A chorus of shushes whipped through the crowd until it was quiet enough to hear Nelson recap her adventure — how, over the course of weeks marching along the way, determination, excitement, and anxiety gave way to self-doubt, self-pity, and boredom, which devolved into full mental and physical breakdown until a final transfiguration into giddy community. Nelson thinks of the four sections of Path of Miracles as reflective of the geo-emotional aspects of the pilgrimage, moving from a long traveling line to a square space of equilibrium to the tight enclosure of despair to the plaza — the space of communal celebration.
We were invited to follow a guide of our choice (there were five) depending on how quickly or slowly we wanted to move, whether we preferred to sit or stand, get up close and personal or hang back in the shadows. We were told dancers might invite us into the work and that we could respectfully decline the invitation. I appreciated these options. They acknowledged and respected any invisible disabilities in the crowd.
Path of Miracles was created in collaboration with San Francisco’s vocal ensemble, Volti. Conducted by Robert Geary, the work was originally performed in San Francisco’s Grace Cathedral and retooled to highlight the structures of the new Presidio Theatre.
I followed Joseph Copley, ODC/Dance Associate Director of Artistic Planning, onto the Presidio stage. I took a cocktail table-height chair in the upstage left corner of the stage, audience members beside me, behind me, out in the audience seats, and sitting on the downstage corners of the stage on pillows. I sat right on the edge of the vocal ensemble, the one singer/instrumentalist (she had a series of bells before her) within nudging distance of my elbow. I got to watch the dance from behind, immersed in the sound. My perspective had an onstage and backstage feel, voyeuristic in that the spectacle felt like it was for the people in the traditional theater seats. I watched the conductor embody the rhythm, pacing, and cues of the music, which showed the ways the choreography broke with that structure. I caught glimpses of dancers in the aisles; they appeared to come out of nowhere and return just as quickly. Dancers invited audience members to stand and move, musicians into and out of the “dance space.” These were my favorite moments, the pedestrian handholding, the lifting singers as they sang.
We walked through the green room to the second part held outside in a large square courtyard. It was chilly and I cursed myself for not brining a warmer jacket, though I got some heat from my neighbors. Again, the musicians moved in and out of the dancing and this sometimes made it hard to attend to the dancing itself. Choreographically I recognized supplication, benediction, and possibly a dash of excommunication. I was in a Catholic zone and no amount of abstraction could take me out of it.
Section three brought the audience, musicians, and dancers back inside the theater. This time performers inhabited different spaces — lobbies, staircases, elevator banks — dancing solos, duets, and trios. I leaned over a glass partition to look down on the musicians singing on the stairs that lead to the restrooms. I could hear the music everywhere I went, faintly, loudly, a constant moving walkway along which the dancers danced. I sat very close to Miche Wong as she danced a solo that felt like a prayer, not because there were prayer gestures (there seemed to be one, a sort of shaking steeple fingers gesture), but because of the internal intimacy, the labor and strength of what looked like a full-bodied appeal to a higher power.

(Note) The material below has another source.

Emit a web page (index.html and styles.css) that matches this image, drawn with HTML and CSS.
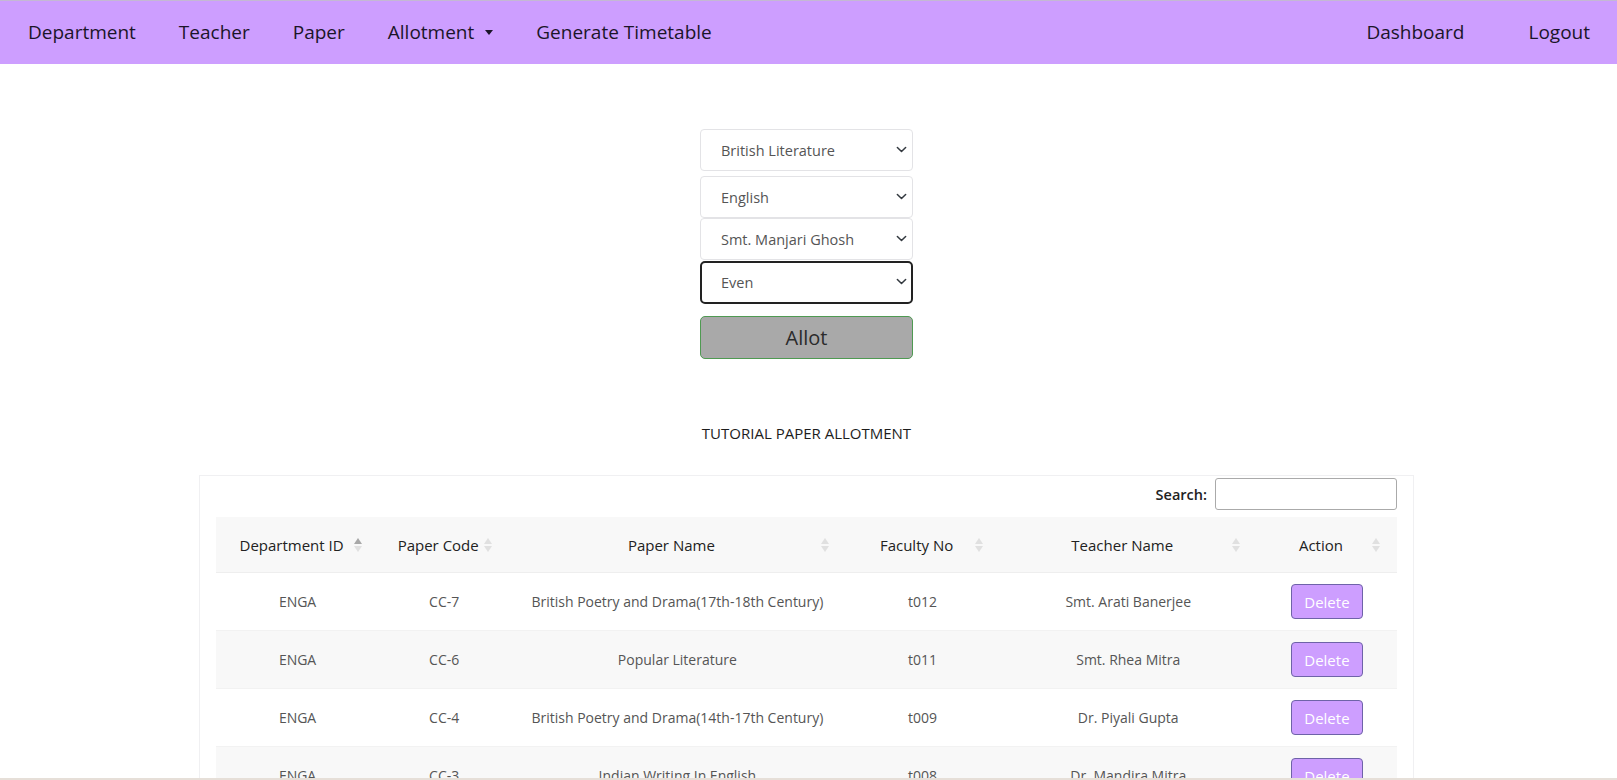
FILE: index.html
```html
<!DOCTYPE html>
<html lang="en">
<head>
<meta charset="utf-8">
<title>Tutorial Paper Allotment</title>
<link rel="stylesheet" href="styles.css">
</head>
<body>
<nav class="navbar">
  <div class="nav-left">
    <a class="nav-link" href="#">Department</a>
    <a class="nav-link" href="#">Teacher</a>
    <a class="nav-link" href="#">Paper</a>
    <a class="nav-link dropdown" href="#">Allotment<span class="caret"></span></a>
    <a class="nav-link" href="#">Generate Timetable</a>
  </div>
  <div class="nav-right">
    <a class="nav-link" href="#">Dashboard</a>
    <a class="nav-link" href="#">Logout</a>
  </div>
</nav>

<main class="main">
  <form class="allot-form">
    <div class="select-wrap first">
      <select class="form-select"><option>British Literature</option></select>
      <svg class="chev" viewBox="0 0 16 16" width="11" height="11"><path d="M2 5l6 6 6-6" fill="none" stroke="#343a40" stroke-width="2.2" stroke-linecap="round" stroke-linejoin="round"/></svg>
    </div>
    <div class="select-wrap">
      <select class="form-select"><option>English</option></select>
      <svg class="chev" viewBox="0 0 16 16" width="11" height="11"><path d="M2 5l6 6 6-6" fill="none" stroke="#343a40" stroke-width="2.2" stroke-linecap="round" stroke-linejoin="round"/></svg>
    </div>
    <div class="select-wrap">
      <select class="form-select"><option>Smt. Manjari Ghosh</option></select>
      <svg class="chev" viewBox="0 0 16 16" width="11" height="11"><path d="M2 5l6 6 6-6" fill="none" stroke="#343a40" stroke-width="2.2" stroke-linecap="round" stroke-linejoin="round"/></svg>
    </div>
    <div class="select-wrap focused">
      <select class="form-select"><option>Even</option></select>
      <svg class="chev" viewBox="0 0 16 16" width="11" height="11"><path d="M2 5l6 6 6-6" fill="none" stroke="#343a40" stroke-width="2.2" stroke-linecap="round" stroke-linejoin="round"/></svg>
    </div>
    <button type="button" class="allot-btn">Allot</button>
  </form>

  <h6 class="title">TUTORIAL PAPER ALLOTMENT</h6>

  <section class="card">
    <div class="search-row">
      <label class="search-label">Search:</label>
      <input class="search-input" type="search">
    </div>
    <table class="data-table">
      <colgroup>
        <col class="c1"><col class="c2"><col class="c3"><col class="c4"><col class="c5"><col class="c6">
      </colgroup>
      <thead>
        <tr>
          <th>Department ID<span class="sort asc"><i class="up"></i><i class="down"></i></span></th>
          <th>Paper Code<span class="sort"><i class="up"></i><i class="down"></i></span></th>
          <th>Paper Name<span class="sort"><i class="up"></i><i class="down"></i></span></th>
          <th>Faculty No<span class="sort"><i class="up"></i><i class="down"></i></span></th>
          <th>Teacher Name<span class="sort"><i class="up"></i><i class="down"></i></span></th>
          <th>Action<span class="sort"><i class="up"></i><i class="down"></i></span></th>
        </tr>
      </thead>
      <tbody>
        <tr>
          <td>ENGA</td><td>CC-7</td><td>British Poetry and Drama(17th-18th Century)</td><td>t012</td><td>Smt. Arati Banerjee</td><td><button type="button" class="del-btn">Delete</button></td>
        </tr>
        <tr class="odd">
          <td>ENGA</td><td>CC-6</td><td>Popular Literature</td><td>t011</td><td>Smt. Rhea Mitra</td><td><button type="button" class="del-btn">Delete</button></td>
        </tr>
        <tr>
          <td>ENGA</td><td>CC-4</td><td>British Poetry and Drama(14th-17th Century)</td><td>t009</td><td>Dr. Piyali Gupta</td><td><button type="button" class="del-btn">Delete</button></td>
        </tr>
        <tr class="odd">
          <td>ENGA</td><td>CC-3</td><td>Indian Writing In English</td><td>t008</td><td>Dr. Mandira Mitra</td><td><button type="button" class="del-btn">Delete</button></td>
        </tr>
        <tr>
          <td>ENGA</td><td>CC-2</td><td>British Poetry and Drama(Chaucer to Elizabethan)</td><td>t007</td><td>Dr. Sreyashi Das</td><td><button type="button" class="del-btn">Delete</button></td>
        </tr>
      </tbody>
    </table>
  </section>
</main>
</body>
</html>
```

FILE: styles.css
```css
html, body {
  margin: 0;
  padding: 0;
  overflow: hidden;
  height: 780px;
}
body {
  font-family: "Open Sans", "Noto Sans", sans-serif;
  color: #212529;
  background: #fff;
  position: relative;
}
body::after {
  content: "";
  position: fixed;
  left: 0;
  right: 0;
  bottom: 0;
  height: 2px;
  background: #e6dfd8;
}

/* NAV */
.navbar {
  height: 64px;
  background: #cd9eff;
  display: flex;
  align-items: center;
  justify-content: space-between;
  padding: 0 27px 0 28px;
  box-sizing: border-box;
  border-top: 1px solid #c4b8d4;
}
.nav-left, .nav-right {
  display: flex;
  align-items: center;
}
.nav-left { gap: 43px; }
.nav-right { gap: 64px; }
.nav-link {
  font-size: 19px;
  color: #1b1529;
  text-decoration: none;
  line-height: 26px;
  display: flex;
  align-items: center;
  margin-top: -2px;
}
.caret {
  display: inline-block;
  width: 0;
  height: 0;
  border-top: 5px solid #1b1529;
  border-left: 4.5px solid transparent;
  border-right: 4.5px solid transparent;
  margin-left: 11px;
  margin-top: 1px;
}

/* FORM */
.main {
  display: flex;
  flex-direction: column;
  align-items: center;
  padding-right: 4px;
}
.allot-form {
  width: 213px;
  margin-top: 65px;
  display: flex;
  flex-direction: column;
}
.select-wrap {
  position: relative;
  height: 42px;
}
.select-wrap.first { margin-bottom: 5px; }
.select-wrap.focused { margin-top: 1px; height: 43px; }
.form-select {
  appearance: none;
  -webkit-appearance: none;
  width: 100%;
  height: 100%;
  box-sizing: border-box;
  border: 1px solid #e3e3e6;
  border-radius: 4px;
  background: #fff;
  padding: 0 30px 0 20px;
  font-family: "Open Sans", sans-serif;
  font-size: 14.5px;
  color: #555;
  outline: none;
}
.focused .form-select {
  border: 2px solid #222;
  border-radius: 5px;
  padding-left: 19px;
}
.chev {
  position: absolute;
  right: 6px;
  top: 15px;
  pointer-events: none;
}
.allot-btn {
  margin-top: 12px;
  height: 43px;
  background: #a9a9a9;
  border: 1px solid #4f9a52;
  border-radius: 5px;
  font-family: "Open Sans", sans-serif;
  font-size: 20px;
  color: #2b2b2b;
  padding: 0;
}

.title {
  margin: 64px 0 0;
  font-size: 15px;
  font-weight: 400;
  color: #1d1d1d;
  line-height: 20px;
  letter-spacing: 0;
}

/* CARD */
.card {
  width: 1215px;
  box-sizing: border-box;
  margin-top: 32px;
  border: 1px solid #f0f0f2;
  border-bottom: none;
  padding: 2px 16px 0 16px;
}
.search-row {
  display: flex;
  justify-content: flex-end;
  align-items: center;
  gap: 8px;
}
.search-label {
  font-size: 14.5px;
  font-weight: 600;
  color: #222;
}
.search-input {
  width: 182px;
  height: 32px;
  box-sizing: border-box;
  border: 1px solid #aaa;
  border-radius: 3px;
  margin: 0;
}
.data-table {
  width: 100%;
  margin-top: 7px;
  border-collapse: collapse;
  table-layout: fixed;
}
.c1 { width: 163px; }
.c2 { width: 130px; }
.c3 { width: 336px; }
.c4 { width: 154px; }
.c5 { width: 257px; }
.c6 { width: 140px; }
.data-table th {
  position: relative;
  height: 55px;
  background: #f8f8f8;
  font-size: 15px;
  font-weight: 500;
  color: #222;
  padding: 0 22px 0 10px;
  text-align: center;
  border-bottom: 1px solid #eeeeee;
}
.sort {
  position: absolute;
  right: 17px;
  top: 50%;
  margin-top: -7px;
  display: flex;
  flex-direction: column;
  gap: 2px;
}
.sort i {
  display: block;
  width: 0;
  height: 0;
  border-left: 4px solid transparent;
  border-right: 4px solid transparent;
}
.sort .up { border-bottom: 6px solid #e0e0e0; }
.sort .down { border-top: 6px solid #e0e0e0; }
.sort.asc .up { border-bottom-color: #a8a8a8; }
.data-table td {
  height: 58px;
  box-sizing: border-box;
  text-align: center;
  font-size: 14px;
  color: #555;
  padding: 0 10px;
  border-top: 1px solid #f2f2f2;
}
.data-table tr.odd td { background: #f8f8f8; }
.del-btn {
  width: 72px;
  height: 35px;
  background: #cd9eff;
  border: 1px solid #6e63a8;
  border-radius: 4px;
  color: #fff;
  font-family: "Open Sans", sans-serif;
  font-size: 15px;
  padding: 0;
}
```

I don’t want to say that there was a particular higher power that the dancers were supplicating, but given the Catholic context, I got to thinking about Jesus and St. James (patron saint of Spain and also, according to only one website — so unverifiable — of arthritis). I felt that structure of the work as a whole and, in some instances, the choreography itself served two functions: to represent (abstractly) images from Christian stories, art, and rites, and to be itself a performative image of the actual pilgrimage.

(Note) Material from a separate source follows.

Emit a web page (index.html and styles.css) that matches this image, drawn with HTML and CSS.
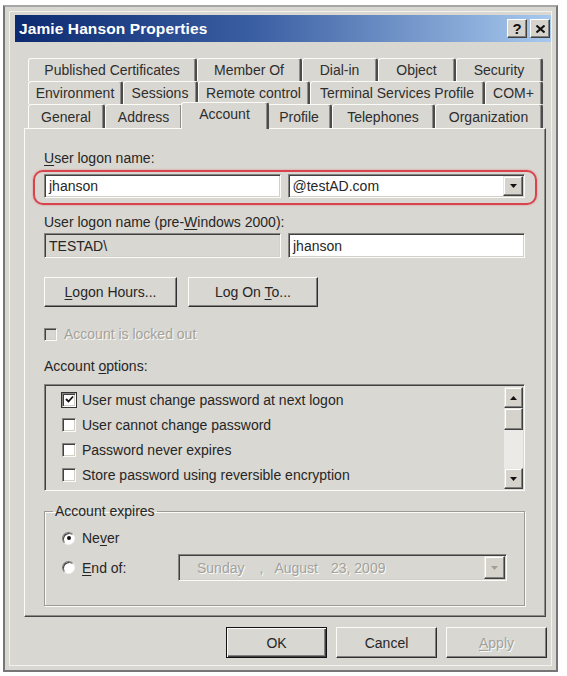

The final section took place back in the theater, the stage still unadorned and brightly lit, audience members clumped on the downstage corners of the stage as well as in the traditional seating area. This had the effect of dropping in on a rehearsal. Once again, I caught sight of dancers in alcoves, like activated reliquary statues, surprising and a bit haunting. The dancers, as they had done in the first section, moved bird-like, twitchy and sharp, and I thought about what it asks of a dancer to move that way, rather than worrying about the symbolism of birds. A duet near the end of the work between a dancer and a singer — the singer gently nudging the dancer’s limbs at the fold of their joints, knees, elbows, hips, something concert dance goers have seen many, many times — broke my heart for its simplicity, the kindness and tenderness of the gestures, a practice of care. The singer in her jeans, button down shirt, and glasses, the dancer in white and earth tones, the everyday, the stylized together. As Nelson said during her pre-show talk, “Miracles are in the mundane.”

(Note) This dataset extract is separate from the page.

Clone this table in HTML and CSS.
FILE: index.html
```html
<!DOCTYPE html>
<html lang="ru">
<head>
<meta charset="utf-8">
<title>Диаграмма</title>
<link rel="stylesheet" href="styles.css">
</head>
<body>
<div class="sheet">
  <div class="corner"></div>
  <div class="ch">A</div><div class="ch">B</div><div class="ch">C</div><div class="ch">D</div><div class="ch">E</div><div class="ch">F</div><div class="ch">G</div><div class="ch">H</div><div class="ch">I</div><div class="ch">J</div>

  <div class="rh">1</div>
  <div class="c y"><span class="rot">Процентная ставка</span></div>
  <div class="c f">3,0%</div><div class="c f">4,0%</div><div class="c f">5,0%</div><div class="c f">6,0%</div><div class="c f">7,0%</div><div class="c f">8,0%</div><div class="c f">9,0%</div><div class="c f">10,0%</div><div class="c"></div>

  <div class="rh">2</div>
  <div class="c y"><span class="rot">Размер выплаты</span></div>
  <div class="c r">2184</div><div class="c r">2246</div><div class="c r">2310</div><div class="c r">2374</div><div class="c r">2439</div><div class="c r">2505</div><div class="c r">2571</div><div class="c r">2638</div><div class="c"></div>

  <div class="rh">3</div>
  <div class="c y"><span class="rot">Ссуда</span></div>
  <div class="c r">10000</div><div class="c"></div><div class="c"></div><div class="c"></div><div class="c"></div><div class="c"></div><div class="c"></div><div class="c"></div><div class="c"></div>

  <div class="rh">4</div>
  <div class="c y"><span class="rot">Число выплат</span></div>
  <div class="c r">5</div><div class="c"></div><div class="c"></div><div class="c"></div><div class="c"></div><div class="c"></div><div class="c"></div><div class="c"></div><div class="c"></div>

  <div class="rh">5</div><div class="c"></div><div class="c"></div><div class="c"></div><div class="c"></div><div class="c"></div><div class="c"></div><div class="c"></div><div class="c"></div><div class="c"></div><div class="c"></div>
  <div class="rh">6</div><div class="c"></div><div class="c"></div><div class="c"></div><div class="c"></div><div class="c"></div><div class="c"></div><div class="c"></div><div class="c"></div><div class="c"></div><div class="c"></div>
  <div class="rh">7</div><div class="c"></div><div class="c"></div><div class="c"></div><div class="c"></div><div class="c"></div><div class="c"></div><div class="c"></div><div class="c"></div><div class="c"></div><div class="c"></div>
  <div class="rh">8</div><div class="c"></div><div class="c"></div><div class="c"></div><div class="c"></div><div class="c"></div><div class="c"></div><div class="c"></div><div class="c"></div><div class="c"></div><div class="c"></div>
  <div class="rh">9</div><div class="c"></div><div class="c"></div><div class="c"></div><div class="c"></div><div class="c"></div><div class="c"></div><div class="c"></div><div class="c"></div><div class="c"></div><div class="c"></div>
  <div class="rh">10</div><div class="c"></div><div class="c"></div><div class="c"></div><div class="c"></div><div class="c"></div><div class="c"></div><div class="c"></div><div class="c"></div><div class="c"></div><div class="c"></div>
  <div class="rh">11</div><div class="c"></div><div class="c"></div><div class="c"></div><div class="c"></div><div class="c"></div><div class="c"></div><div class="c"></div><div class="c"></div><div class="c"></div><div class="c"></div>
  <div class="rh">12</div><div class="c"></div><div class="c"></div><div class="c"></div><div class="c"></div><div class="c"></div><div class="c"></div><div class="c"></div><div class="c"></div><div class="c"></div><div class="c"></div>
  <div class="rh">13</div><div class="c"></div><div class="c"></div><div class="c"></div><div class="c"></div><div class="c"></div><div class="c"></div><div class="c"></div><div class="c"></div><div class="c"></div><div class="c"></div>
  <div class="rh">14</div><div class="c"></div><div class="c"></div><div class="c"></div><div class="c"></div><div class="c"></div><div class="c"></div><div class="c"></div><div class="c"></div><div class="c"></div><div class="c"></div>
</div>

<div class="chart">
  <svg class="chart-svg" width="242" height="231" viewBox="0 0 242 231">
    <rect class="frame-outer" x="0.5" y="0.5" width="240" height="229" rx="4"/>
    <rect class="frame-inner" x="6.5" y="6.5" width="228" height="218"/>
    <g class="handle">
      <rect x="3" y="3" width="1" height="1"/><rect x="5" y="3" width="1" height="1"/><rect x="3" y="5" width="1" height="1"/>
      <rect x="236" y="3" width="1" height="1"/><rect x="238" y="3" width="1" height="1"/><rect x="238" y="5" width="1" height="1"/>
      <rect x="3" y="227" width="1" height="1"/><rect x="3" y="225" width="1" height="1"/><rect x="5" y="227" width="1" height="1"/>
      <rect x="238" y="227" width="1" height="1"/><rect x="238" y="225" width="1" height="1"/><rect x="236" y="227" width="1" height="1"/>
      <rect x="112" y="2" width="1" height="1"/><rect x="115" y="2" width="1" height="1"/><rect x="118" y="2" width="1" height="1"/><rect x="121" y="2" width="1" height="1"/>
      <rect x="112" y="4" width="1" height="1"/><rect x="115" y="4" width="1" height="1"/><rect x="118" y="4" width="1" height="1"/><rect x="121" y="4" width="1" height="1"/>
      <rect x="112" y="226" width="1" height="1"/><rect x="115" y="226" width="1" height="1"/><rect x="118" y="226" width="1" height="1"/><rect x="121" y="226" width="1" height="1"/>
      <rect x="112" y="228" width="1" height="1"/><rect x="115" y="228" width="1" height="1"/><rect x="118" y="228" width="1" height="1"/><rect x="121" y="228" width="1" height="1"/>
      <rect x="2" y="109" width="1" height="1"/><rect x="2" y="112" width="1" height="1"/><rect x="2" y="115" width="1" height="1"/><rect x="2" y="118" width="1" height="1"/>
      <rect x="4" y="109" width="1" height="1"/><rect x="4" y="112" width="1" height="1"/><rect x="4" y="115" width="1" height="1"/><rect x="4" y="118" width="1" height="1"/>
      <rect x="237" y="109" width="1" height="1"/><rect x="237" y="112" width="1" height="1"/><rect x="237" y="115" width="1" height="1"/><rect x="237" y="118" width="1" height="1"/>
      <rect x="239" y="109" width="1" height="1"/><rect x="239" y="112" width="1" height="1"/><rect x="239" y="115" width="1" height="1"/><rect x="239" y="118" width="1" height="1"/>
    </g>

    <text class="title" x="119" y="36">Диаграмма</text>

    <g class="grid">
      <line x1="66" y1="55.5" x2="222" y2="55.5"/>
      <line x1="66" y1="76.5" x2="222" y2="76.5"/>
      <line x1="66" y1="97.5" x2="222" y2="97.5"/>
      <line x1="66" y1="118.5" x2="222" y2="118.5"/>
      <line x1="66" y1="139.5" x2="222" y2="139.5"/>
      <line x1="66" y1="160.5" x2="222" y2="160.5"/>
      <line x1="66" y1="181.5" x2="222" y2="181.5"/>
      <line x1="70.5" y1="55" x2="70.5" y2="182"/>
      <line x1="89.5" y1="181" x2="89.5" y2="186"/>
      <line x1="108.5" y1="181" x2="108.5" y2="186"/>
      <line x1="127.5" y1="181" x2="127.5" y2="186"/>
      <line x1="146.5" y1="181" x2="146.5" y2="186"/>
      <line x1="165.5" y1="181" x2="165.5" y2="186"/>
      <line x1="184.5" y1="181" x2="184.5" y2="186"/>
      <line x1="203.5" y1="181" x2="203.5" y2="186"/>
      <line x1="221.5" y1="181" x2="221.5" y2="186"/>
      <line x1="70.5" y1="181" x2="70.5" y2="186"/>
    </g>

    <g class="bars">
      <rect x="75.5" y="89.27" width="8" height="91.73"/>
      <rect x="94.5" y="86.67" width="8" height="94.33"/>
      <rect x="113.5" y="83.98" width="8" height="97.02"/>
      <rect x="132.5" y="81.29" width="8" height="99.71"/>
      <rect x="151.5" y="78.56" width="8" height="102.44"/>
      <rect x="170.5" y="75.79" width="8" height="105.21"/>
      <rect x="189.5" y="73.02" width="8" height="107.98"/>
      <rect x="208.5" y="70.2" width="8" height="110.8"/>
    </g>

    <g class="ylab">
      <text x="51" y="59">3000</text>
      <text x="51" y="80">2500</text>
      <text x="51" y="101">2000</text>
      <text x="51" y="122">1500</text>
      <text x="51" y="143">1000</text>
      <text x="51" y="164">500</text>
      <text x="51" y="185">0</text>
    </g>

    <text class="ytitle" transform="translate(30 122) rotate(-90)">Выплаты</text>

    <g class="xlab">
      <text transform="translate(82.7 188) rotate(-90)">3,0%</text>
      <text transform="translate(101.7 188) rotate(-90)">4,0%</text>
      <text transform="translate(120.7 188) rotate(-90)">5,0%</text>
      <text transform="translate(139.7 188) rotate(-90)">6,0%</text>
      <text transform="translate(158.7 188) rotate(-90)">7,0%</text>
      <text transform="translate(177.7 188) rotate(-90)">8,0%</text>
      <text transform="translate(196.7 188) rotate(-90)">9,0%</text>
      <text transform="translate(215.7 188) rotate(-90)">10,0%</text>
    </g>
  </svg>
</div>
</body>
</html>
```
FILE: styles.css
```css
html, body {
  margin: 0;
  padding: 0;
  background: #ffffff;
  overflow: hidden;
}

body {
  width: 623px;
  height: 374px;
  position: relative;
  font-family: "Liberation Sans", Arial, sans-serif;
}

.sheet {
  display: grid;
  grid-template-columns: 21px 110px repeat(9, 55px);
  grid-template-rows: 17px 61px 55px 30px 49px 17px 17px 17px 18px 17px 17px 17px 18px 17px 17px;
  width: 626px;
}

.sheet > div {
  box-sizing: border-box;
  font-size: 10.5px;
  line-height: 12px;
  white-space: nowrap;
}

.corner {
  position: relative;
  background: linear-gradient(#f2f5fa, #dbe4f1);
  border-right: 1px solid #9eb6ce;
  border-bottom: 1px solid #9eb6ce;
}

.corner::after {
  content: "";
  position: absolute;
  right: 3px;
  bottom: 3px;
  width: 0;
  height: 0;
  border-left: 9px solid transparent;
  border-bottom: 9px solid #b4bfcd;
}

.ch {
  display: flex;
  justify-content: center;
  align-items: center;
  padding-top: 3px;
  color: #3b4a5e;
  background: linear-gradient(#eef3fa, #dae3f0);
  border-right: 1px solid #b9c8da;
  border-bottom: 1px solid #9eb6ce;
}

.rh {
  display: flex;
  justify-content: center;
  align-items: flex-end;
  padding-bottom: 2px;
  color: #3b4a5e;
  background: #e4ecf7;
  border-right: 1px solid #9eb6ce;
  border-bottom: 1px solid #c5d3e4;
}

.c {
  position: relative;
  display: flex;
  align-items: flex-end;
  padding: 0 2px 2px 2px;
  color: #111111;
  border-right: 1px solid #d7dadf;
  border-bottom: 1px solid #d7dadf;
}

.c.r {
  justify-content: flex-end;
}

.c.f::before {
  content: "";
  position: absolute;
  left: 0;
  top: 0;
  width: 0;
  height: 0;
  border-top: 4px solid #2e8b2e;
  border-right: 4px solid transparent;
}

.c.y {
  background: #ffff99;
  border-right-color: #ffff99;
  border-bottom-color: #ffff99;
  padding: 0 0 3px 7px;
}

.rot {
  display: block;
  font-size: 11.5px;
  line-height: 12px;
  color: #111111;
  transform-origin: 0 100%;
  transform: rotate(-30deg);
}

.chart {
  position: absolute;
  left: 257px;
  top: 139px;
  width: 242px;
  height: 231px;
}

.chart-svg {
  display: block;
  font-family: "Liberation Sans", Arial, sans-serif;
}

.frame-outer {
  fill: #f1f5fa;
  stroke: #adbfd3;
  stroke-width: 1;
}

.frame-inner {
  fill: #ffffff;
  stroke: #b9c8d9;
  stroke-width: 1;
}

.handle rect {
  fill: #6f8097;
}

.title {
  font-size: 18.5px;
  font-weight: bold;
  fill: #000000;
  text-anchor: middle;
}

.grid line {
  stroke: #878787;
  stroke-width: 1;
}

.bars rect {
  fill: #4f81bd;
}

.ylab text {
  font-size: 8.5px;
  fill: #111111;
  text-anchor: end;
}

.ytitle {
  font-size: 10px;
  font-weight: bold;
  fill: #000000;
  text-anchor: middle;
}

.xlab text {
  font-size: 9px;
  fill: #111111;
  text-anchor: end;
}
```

The music began to sound like a Meredith Monk piece and once again, I was hit by the performativity of the work — a work not only of but about contemporary Western concert dance, a work not only about but of pilgrimage. At the end of the performance, the dancers and musicians exit through the audience and came to a stop in our midst. The conductor wound up right in front of my seat and turned to shake my hand and thank me for coming. We had reached Santiago de Compostela together.
Back at home after the performance, I googled Talbot and learned that the he had dedicated the score to the memory of his father, Vincent Talbot. As I moved through the spaces of the theatre, nearly brushing limbs with dancers and musicians, I felt spectral. When the couple of people I knew greeted me at the show, I thought, “You can see me?” I’m still grieving the loss of local dance great, Frank Shawl, and ever since I heard that his spirit left his body on October 4, I’ve felt it in mine. Path of Miracles was an apt journey for the two of us.
In part because I’m a dancer and in part because I have a degree in performance studies, when I watch dance, I don’t think about meaning. I pay attention to the doing and to what the doing makes me think about. I look forward to attending to doing and thinking about dancing with you.